The main concern of an upstream business, where the cost of capacity is high, should be to ensure high plant utilization. Many upstream producers have therefore integrated with downstream ones in an effort to guarantee a market for their output. But such an insurance policy can turn out to be extremely expensive. For when demand is low, the upstream operator is tempted to offer discounts to its downstream associates to maximize market share. Armed with this perceived cost advantage, the downstream operators is in turn inclined to compete for market share by cutting prices.

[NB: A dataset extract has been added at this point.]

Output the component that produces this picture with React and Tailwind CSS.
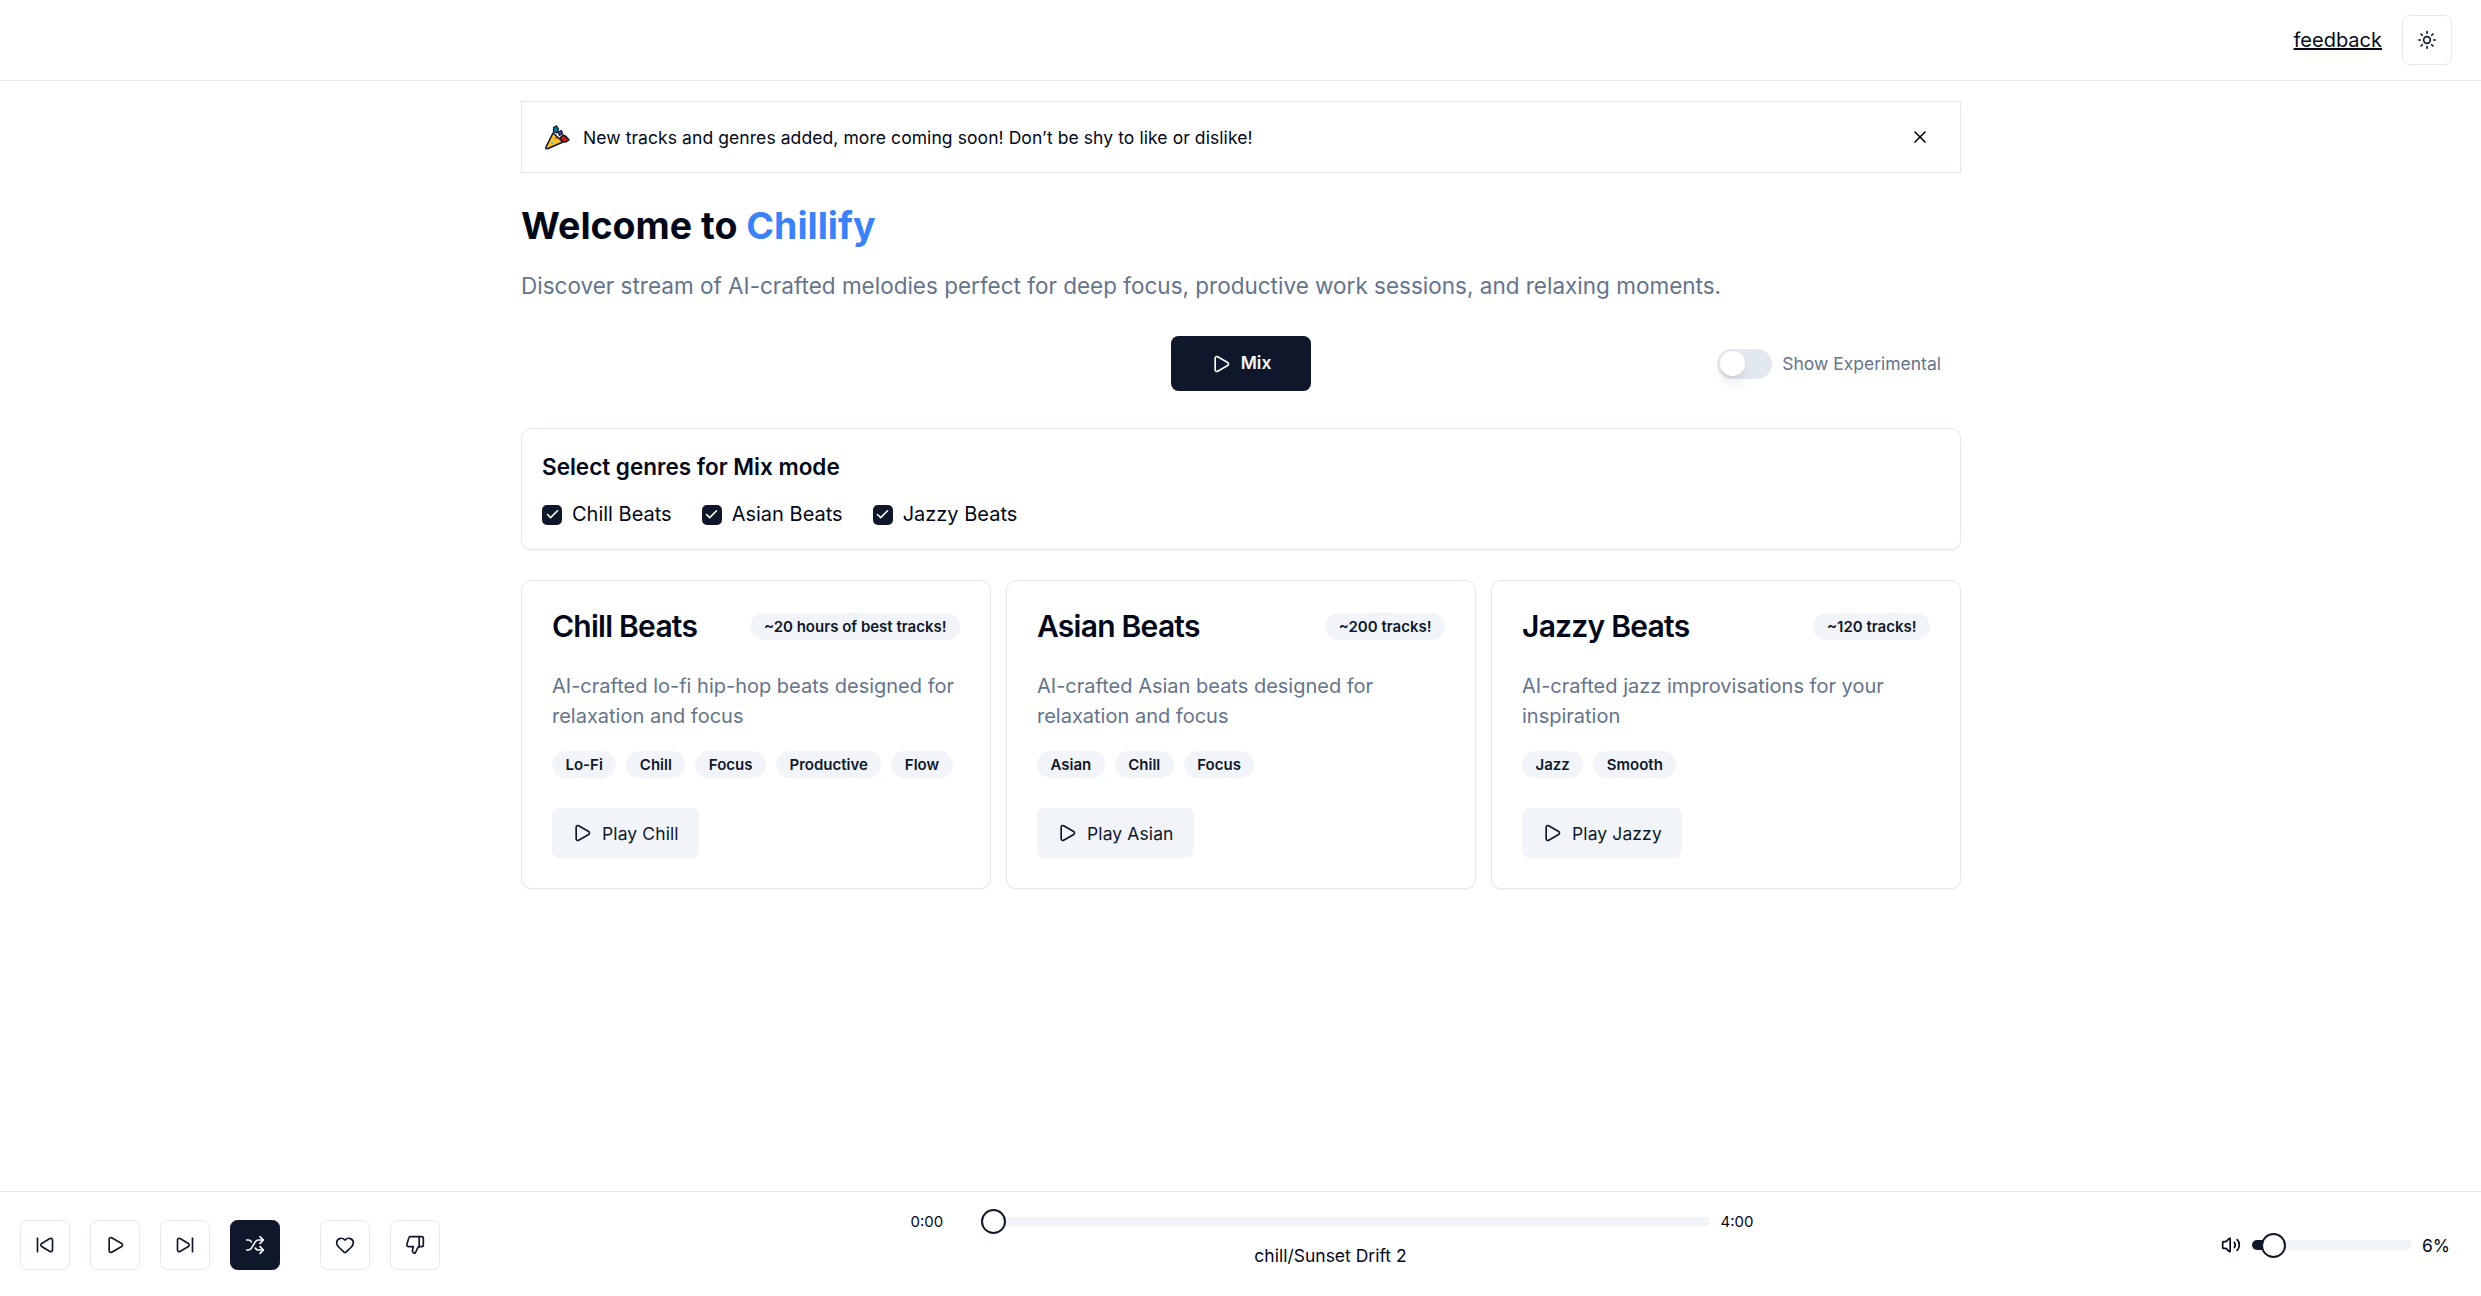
import React from "react";
import { Play, Sun, X, SkipBack, SkipForward, Shuffle, Heart, ThumbsDown, Volume2, Check } from "lucide-react";

function Popper() {
  return (
    <svg width="25" height="25" viewBox="0 0 25 25" className="shrink-0">
      <path d="M8 8 L1 22 Q0.5 24.5 3 23.5 L18 17 Z" fill="#fbbf24" stroke="#0f172a" strokeWidth="1.6" strokeLinejoin="round" />
      <circle cx="7" cy="18" r="1.1" fill="#38bdf8" />
      <circle cx="11" cy="13" r="1" fill="#dc2626" />
      <path d="M8.5 2.5 L11.5 0.8 L13.5 4 L12 8 L8.5 7 Z" fill="#0e7490" stroke="#0f172a" strokeWidth="1.2" strokeLinejoin="round" />
      <path d="M13 7 L16.5 5.5 L17.5 8.5 L14.5 10.5 Z" fill="#4338ca" stroke="#0f172a" strokeWidth="1.1" strokeLinejoin="round" />
      <path d="M15 13 L18 10 L21 11.5 L24 15 L21 17 L17 16.5 Z" fill="#b91c1c" stroke="#0f172a" strokeWidth="1.4" strokeLinejoin="round" />
    </svg>
  );
}

const cards = [
  { title: "Chill Beats", badge: "~20 hours of best tracks!", desc: "AI-crafted lo-fi hip-hop beats designed for relaxation and focus", tags: ["Lo-Fi", "Chill", "Focus", "Productive", "Flow"], play: "Play Chill" },
  { title: "Asian Beats", badge: "~200 tracks!", desc: "AI-crafted Asian beats designed for relaxation and focus", tags: ["Asian", "Chill", "Focus"], play: "Play Asian" },
  { title: "Jazzy Beats", badge: "~120 tracks!", desc: "AI-crafted jazz improvisations for your inspiration", tags: ["Jazz", "Smooth"], play: "Play Jazzy" },
];

function IconButton({ children, active }) {
  return (
    <button className={`flex h-[50px] w-[50px] items-center justify-center rounded-[7.5px] border ${active ? "border-[#0f172a] bg-[#0f172a] text-[#f8fafc]" : "border-[#e2e8f0] bg-white text-[#0f172a]"}`}>
      {children}
    </button>
  );
}

export default function App() {
  return (
    <div className="flex h-screen flex-col bg-white font-['Inter',sans-serif] text-[#020817]">
      <header className="flex h-[81px] shrink-0 items-center justify-end gap-5 border-b border-[#e2e8f0] pr-[29px]">
        <a className="text-[20px] leading-[30px] text-[#020817] underline">feedback</a>
        <IconButton><Sun size={20} strokeWidth={2} /></IconButton>
      </header>

      <main className="flex-1">
        <div className="ml-[521px] w-[1440px] pt-5">
          <div className="flex h-[72px] items-center justify-between border border-[#e2e8f0] pl-[23px] pr-[30px]">
            <div className="flex items-center gap-[13px]">
              <Popper />
              <span className="text-[17.5px] font-normal leading-[25px] tracking-[0.08px]">New tracks and genres added, more coming soon! Don’t be shy to like or dislike!</span>
            </div>
            <X size={20} strokeWidth={2} />
          </div>

          <h1 className="mt-[30px] text-[37.5px] font-bold leading-[45px]">
            Welcome to <span className="text-[#3b82f6]">Chillify</span>
          </h1>
          <p className="mt-[20px] text-[22.5px] leading-[35px] text-[#64748b]">
            Discover stream of AI-crafted melodies perfect for deep focus, productive work sessions, and relaxing moments.
          </p>

          <div className="mt-[33px] grid grid-cols-[1fr_auto_1fr] items-center">
            <div />
            <button className="flex h-[55px] w-[140px] items-center justify-center gap-[10px] rounded-[7.5px] bg-[#0f172a] text-[17.5px] font-semibold text-[#f8fafc]">
              <Play size={20} strokeWidth={2} />
              Mix
            </button>
            <div className="flex items-center justify-end gap-[10px] pr-[20px]">
              <div className="flex h-[30px] w-[55px] items-center rounded-full bg-[#e2e8f0] px-[2.5px]">
                <div className="h-[25px] w-[25px] rounded-full bg-white shadow-lg" />
              </div>
              <span className="text-[17.5px] leading-[25px] text-[#64748b]">Show Experimental</span>
            </div>
          </div>

          <section className="mt-[37px] flex h-[122px] flex-col rounded-[10px] border border-[#e2e8f0] bg-white px-5 pt-[24px] shadow-[0_1px_2px_0_rgba(0,0,0,0.05)]">
            <h2 className="text-[22.5px] font-semibold leading-[28px]">Select genres for Mix mode</h2>
            <div className="mt-[21px] flex gap-[30px]">
              {["Chill Beats", "Asian Beats", "Jazzy Beats"].map((g) => (
                <label key={g} className="flex items-center gap-[10px] text-[20px] leading-[25px] text-[#020817]">
                  <span className="flex h-5 w-5 items-center justify-center rounded-[5px] bg-[#0f172a] text-white">
                    <Check size={15} strokeWidth={2.5} />
                  </span>
                  {g}
                </label>
              ))}
            </div>
          </section>

          <div className="mt-[30px] grid grid-cols-3 gap-[15px]">
            {cards.map((c) => (
              <article key={c.title} className="h-[309px] rounded-[10px] border border-[#e2e8f0] bg-white px-[30px] pt-[30px] shadow-[0_1px_2px_0_rgba(0,0,0,0.05)]">
                <div className="flex items-center justify-between">
                  <h3 className="text-[30px] font-semibold leading-[30px] tracking-[-0.75px]">{c.title}</h3>
                  <span className="rounded-full bg-[#f1f5f9] px-[13.5px] py-[1px] text-[15px] font-semibold leading-[25px] text-[#0f172a]">{c.badge}</span>
                </div>
                <p className="mt-[30px] text-[20px] leading-[30px] text-[#64748b]">{c.desc}</p>
                <div className="mt-[20px] flex gap-[10px]">
                  {c.tags.map((t) => (
                    <span key={t} className="rounded-full bg-[#f1f5f9] px-[13.5px] py-[1px] text-[15px] font-semibold leading-[25px] text-[#0f172a]">{t}</span>
                  ))}
                </div>
                <button className="mt-[30px] flex h-[50px] items-center gap-[10px] rounded-[7.5px] bg-[#f1f5f9] px-5 text-[17.5px] font-normal tracking-[0.11px] text-[#0f172a]">
                  <Play size={20} strokeWidth={2} />
                  <span className="relative top-[1px]">{c.play}</span>
                </button>
              </article>
            ))}
          </div>
        </div>
      </main>

      <footer className="flex h-[105px] shrink-0 items-center border-t border-[#e2e8f0] px-5 pt-[2px]">
        <div className="flex items-center gap-5">
          <IconButton><SkipBack size={20} strokeWidth={2} /></IconButton>
          <IconButton><Play size={20} strokeWidth={2} /></IconButton>
          <IconButton><SkipForward size={20} strokeWidth={2} /></IconButton>
          <IconButton active><Shuffle size={20} strokeWidth={2} /></IconButton>
          <div className="ml-5 flex items-center gap-5">
            <IconButton><Heart size={20} strokeWidth={2} /></IconButton>
            <IconButton><ThumbsDown size={20} strokeWidth={2} /></IconButton>
          </div>
        </div>

        <div className="flex flex-1 flex-col items-center pb-[11px]">
          <div className="ml-[3px] flex w-[843px] items-center gap-[11px] text-[15px] leading-[20px] text-[#020817]">
            <span className="w-[59px]">0:00</span>
            <div className="relative h-[10px] flex-1 rounded-full bg-[#f1f5f9]">
              <div className="absolute left-0 top-[-7.5px] h-[25px] w-[25px] rounded-full border-[2.5px] border-[#0f172a] bg-white" />
            </div>
            <span>4:00</span>
          </div>
          <div className="mt-[11px] text-[17.5px] leading-[25px]">chill/Sunset Drift 2</div>
        </div>

        <div className="flex items-center pr-[1px]">
          <Volume2 size={20} strokeWidth={2} />
          <div className="relative ml-[11px] h-[10px] w-[160px] rounded-full bg-[#f1f5f9]">
            <div className="h-full w-[20px] rounded-full bg-[#0f172a]" />
            <div className="absolute left-[9px] top-[-7.5px] h-[25px] w-[25px] rounded-full border-[2.5px] border-[#0f172a] bg-white" />
          </div>
          <span className="ml-[10px] w-[38px] text-[17.5px] leading-[25px]">6%</span>
        </div>
      </footer>
    </div>
  );
}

In the most extreme cases, downstream prices can fall as low as the full chain's cash cost, which is likely to be below the cash cost of independent producers. As a consequence, independent producers may find themselves pushed out of the market. The customer, meanwhile, has not only been handed a windfall in surplus, but has also gained an insight into the cost structure of the supply chain, making it difficult for the downstream producer to raise prices again. That, of course, prevents the upstream producer from raising its prices and leaves the price of the product permanently depressed [ILLUSTRATION FOR EXHIBIT OMITTED].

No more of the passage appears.